== Collected data ==
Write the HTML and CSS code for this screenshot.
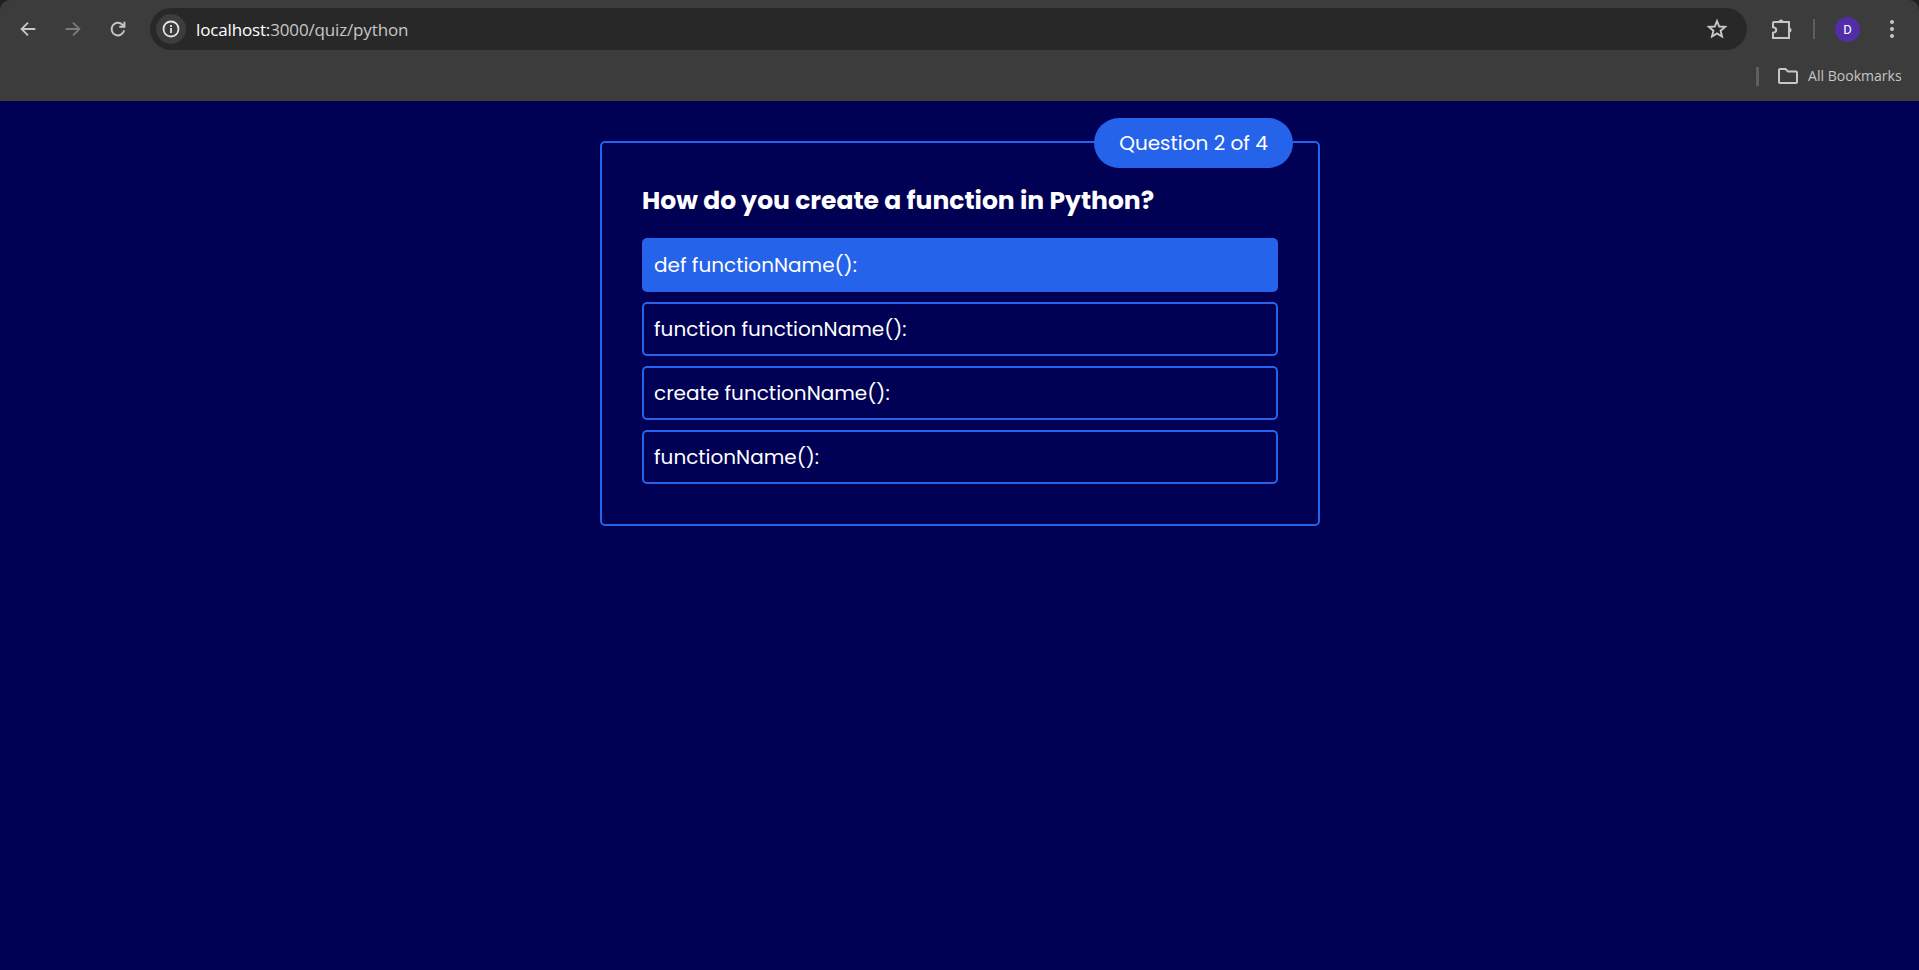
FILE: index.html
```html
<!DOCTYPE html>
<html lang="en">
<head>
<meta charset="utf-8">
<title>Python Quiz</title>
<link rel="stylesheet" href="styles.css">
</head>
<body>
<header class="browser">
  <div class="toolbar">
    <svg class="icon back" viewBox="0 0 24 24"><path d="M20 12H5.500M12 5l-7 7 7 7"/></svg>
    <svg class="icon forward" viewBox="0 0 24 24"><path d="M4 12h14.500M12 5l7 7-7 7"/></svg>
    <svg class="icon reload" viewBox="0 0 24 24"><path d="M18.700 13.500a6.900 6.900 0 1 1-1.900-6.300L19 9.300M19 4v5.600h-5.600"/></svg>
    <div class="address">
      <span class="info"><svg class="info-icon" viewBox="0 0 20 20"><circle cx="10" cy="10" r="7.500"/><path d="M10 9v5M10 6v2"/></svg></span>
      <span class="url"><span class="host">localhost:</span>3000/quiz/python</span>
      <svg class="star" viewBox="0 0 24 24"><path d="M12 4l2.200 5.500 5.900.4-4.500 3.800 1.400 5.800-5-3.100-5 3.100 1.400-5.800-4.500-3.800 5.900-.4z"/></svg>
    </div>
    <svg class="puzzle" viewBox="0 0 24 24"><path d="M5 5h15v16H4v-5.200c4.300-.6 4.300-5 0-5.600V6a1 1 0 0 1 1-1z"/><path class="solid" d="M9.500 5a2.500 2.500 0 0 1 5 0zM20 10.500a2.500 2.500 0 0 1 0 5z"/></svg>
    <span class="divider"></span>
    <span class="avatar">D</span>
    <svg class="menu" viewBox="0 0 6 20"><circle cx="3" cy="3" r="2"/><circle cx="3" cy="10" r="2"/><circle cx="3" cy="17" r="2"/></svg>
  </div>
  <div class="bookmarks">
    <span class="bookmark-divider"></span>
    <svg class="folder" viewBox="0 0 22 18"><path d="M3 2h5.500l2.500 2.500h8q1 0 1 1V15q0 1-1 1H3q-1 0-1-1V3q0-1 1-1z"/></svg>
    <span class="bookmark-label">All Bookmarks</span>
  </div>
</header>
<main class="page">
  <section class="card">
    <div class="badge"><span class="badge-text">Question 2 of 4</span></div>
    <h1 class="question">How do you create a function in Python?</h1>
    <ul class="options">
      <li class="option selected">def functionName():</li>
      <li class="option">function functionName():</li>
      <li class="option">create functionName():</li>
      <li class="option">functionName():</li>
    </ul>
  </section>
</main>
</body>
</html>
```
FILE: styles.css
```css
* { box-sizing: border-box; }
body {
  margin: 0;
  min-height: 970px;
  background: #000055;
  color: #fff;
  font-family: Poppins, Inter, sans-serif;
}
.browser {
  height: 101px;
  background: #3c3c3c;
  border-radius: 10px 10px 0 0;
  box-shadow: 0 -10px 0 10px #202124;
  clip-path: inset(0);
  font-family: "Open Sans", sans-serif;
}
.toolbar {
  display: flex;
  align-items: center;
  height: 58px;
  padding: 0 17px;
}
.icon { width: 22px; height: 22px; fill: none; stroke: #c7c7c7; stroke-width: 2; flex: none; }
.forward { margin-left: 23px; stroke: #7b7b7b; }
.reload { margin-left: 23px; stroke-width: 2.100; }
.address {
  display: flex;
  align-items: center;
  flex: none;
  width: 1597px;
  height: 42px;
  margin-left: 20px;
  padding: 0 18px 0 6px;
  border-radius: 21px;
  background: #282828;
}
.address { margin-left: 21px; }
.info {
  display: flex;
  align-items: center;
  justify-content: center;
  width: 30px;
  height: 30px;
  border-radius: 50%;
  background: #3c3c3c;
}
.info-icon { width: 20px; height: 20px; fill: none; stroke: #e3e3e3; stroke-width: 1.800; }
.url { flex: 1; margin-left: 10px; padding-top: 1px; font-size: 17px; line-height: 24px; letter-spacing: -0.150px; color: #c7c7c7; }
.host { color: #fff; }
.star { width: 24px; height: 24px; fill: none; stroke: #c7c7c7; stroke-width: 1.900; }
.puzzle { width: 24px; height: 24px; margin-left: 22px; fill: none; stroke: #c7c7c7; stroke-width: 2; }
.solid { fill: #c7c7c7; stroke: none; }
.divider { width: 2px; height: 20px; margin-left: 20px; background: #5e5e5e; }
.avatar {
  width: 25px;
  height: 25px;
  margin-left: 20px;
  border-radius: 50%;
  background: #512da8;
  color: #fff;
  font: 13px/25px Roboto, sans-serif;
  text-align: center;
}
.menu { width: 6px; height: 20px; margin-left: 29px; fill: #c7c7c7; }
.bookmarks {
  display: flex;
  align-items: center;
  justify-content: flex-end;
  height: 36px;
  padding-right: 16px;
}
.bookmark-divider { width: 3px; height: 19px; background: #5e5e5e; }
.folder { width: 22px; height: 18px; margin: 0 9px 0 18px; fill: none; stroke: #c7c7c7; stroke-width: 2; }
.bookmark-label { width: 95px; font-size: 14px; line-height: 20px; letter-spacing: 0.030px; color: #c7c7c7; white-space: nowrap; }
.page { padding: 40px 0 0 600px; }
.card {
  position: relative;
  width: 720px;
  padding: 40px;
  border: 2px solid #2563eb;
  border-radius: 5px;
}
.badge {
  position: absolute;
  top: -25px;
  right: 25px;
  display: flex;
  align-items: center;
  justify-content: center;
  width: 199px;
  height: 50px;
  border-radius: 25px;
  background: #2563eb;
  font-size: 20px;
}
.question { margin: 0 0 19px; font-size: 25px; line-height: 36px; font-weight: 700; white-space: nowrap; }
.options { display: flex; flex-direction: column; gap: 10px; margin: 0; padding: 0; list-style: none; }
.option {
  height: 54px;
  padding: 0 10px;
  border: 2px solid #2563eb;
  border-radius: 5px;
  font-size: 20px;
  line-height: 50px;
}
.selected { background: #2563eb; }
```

== Requirements ==
Extract all the data above exactly, excluding every picture.

== Answer for this exercise ==
Write the HTML and CSS code for this screenshot.
FILE: index.html
```html
<!DOCTYPE html>
<html lang="en">
<head>
<meta charset="utf-8">
<title>Python Quiz</title>
<link rel="stylesheet" href="styles.css">
</head>
<body>
<header class="browser">
  <div class="toolbar">
    <svg class="icon back" viewBox="0 0 24 24"><path d="M20 12H5.500M12 5l-7 7 7 7"/></svg>
    <svg class="icon forward" viewBox="0 0 24 24"><path d="M4 12h14.500M12 5l7 7-7 7"/></svg>
    <svg class="icon reload" viewBox="0 0 24 24"><path d="M18.700 13.500a6.900 6.900 0 1 1-1.900-6.300L19 9.300M19 4v5.600h-5.600"/></svg>
    <div class="address">
      <span class="info"><svg class="info-icon" viewBox="0 0 20 20"><circle cx="10" cy="10" r="7.500"/><path d="M10 9v5M10 6v2"/></svg></span>
      <span class="url"><span class="host">localhost:</span>3000/quiz/python</span>
      <svg class="star" viewBox="0 0 24 24"><path d="M12 4l2.200 5.500 5.900.4-4.500 3.800 1.400 5.800-5-3.100-5 3.100 1.400-5.800-4.500-3.800 5.900-.4z"/></svg>
    </div>
    <svg class="puzzle" viewBox="0 0 24 24"><path d="M5 5h15v16H4v-5.200c4.300-.6 4.300-5 0-5.600V6a1 1 0 0 1 1-1z"/><path class="solid" d="M9.500 5a2.500 2.500 0 0 1 5 0zM20 10.500a2.500 2.500 0 0 1 0 5z"/></svg>
    <span class="divider"></span>
    <span class="avatar">D</span>
    <svg class="menu" viewBox="0 0 6 20"><circle cx="3" cy="3" r="2"/><circle cx="3" cy="10" r="2"/><circle cx="3" cy="17" r="2"/></svg>
  </div>
  <div class="bookmarks">
    <span class="bookmark-divider"></span>
    <svg class="folder" viewBox="0 0 22 18"><path d="M3 2h5.500l2.500 2.500h8q1 0 1 1V15q0 1-1 1H3q-1 0-1-1V3q0-1 1-1z"/></svg>
    <span class="bookmark-label">All Bookmarks</span>
  </div>
</header>
<main class="page">
  <section class="card">
    <div class="badge"><span class="badge-text">Question 2 of 4</span></div>
    <h1 class="question">How do you create a function in Python?</h1>
    <ul class="options">
      <li class="option selected">def functionName():</li>
      <li class="option">function functionName():</li>
      <li class="option">create functionName():</li>
      <li class="option">functionName():</li>
    </ul>
  </section>
</main>
</body>
</html>
```
FILE: styles.css
```css
* { box-sizing: border-box; }
body {
  margin: 0;
  min-height: 970px;
  background: #000055;
  color: #fff;
  font-family: Poppins, Inter, sans-serif;
}
.browser {
  height: 101px;
  background: #3c3c3c;
  border-radius: 10px 10px 0 0;
  box-shadow: 0 -10px 0 10px #202124;
  clip-path: inset(0);
  font-family: "Open Sans", sans-serif;
}
.toolbar {
  display: flex;
  align-items: center;
  height: 58px;
  padding: 0 17px;
}
.icon { width: 22px; height: 22px; fill: none; stroke: #c7c7c7; stroke-width: 2; flex: none; }
.forward { margin-left: 23px; stroke: #7b7b7b; }
.reload { margin-left: 23px; stroke-width: 2.100; }
.address {
  display: flex;
  align-items: center;
  flex: none;
  width: 1597px;
  height: 42px;
  margin-left: 20px;
  padding: 0 18px 0 6px;
  border-radius: 21px;
  background: #282828;
}
.address { margin-left: 21px; }
.info {
  display: flex;
  align-items: center;
  justify-content: center;
  width: 30px;
  height: 30px;
  border-radius: 50%;
  background: #3c3c3c;
}
.info-icon { width: 20px; height: 20px; fill: none; stroke: #e3e3e3; stroke-width: 1.800; }
.url { flex: 1; margin-left: 10px; padding-top: 1px; font-size: 17px; line-height: 24px; letter-spacing: -0.150px; color: #c7c7c7; }
.host { color: #fff; }
.star { width: 24px; height: 24px; fill: none; stroke: #c7c7c7; stroke-width: 1.900; }
.puzzle { width: 24px; height: 24px; margin-left: 22px; fill: none; stroke: #c7c7c7; stroke-width: 2; }
.solid { fill: #c7c7c7; stroke: none; }
.divider { width: 2px; height: 20px; margin-left: 20px; background: #5e5e5e; }
.avatar {
  width: 25px;
  height: 25px;
  margin-left: 20px;
  border-radius: 50%;
  background: #512da8;
  color: #fff;
  font: 13px/25px Roboto, sans-serif;
  text-align: center;
}
.menu { width: 6px; height: 20px; margin-left: 29px; fill: #c7c7c7; }
.bookmarks {
  display: flex;
  align-items: center;
  justify-content: flex-end;
  height: 36px;
  padding-right: 16px;
}
.bookmark-divider { width: 3px; height: 19px; background: #5e5e5e; }
.folder { width: 22px; height: 18px; margin: 0 9px 0 18px; fill: none; stroke: #c7c7c7; stroke-width: 2; }
.bookmark-label { width: 95px; font-size: 14px; line-height: 20px; letter-spacing: 0.030px; color: #c7c7c7; white-space: nowrap; }
.page { padding: 40px 0 0 600px; }
.card {
  position: relative;
  width: 720px;
  padding: 40px;
  border: 2px solid #2563eb;
  border-radius: 5px;
}
.badge {
  position: absolute;
  top: -25px;
  right: 25px;
  display: flex;
  align-items: center;
  justify-content: center;
  width: 199px;
  height: 50px;
  border-radius: 25px;
  background: #2563eb;
  font-size: 20px;
}
.question { margin: 0 0 19px; font-size: 25px; line-height: 36px; font-weight: 700; white-space: nowrap; }
.options { display: flex; flex-direction: column; gap: 10px; margin: 0; padding: 0; list-style: none; }
.option {
  height: 54px;
  padding: 0 10px;
  border: 2px solid #2563eb;
  border-radius: 5px;
  font-size: 20px;
  line-height: 50px;
}
.selected { background: #2563eb; }
```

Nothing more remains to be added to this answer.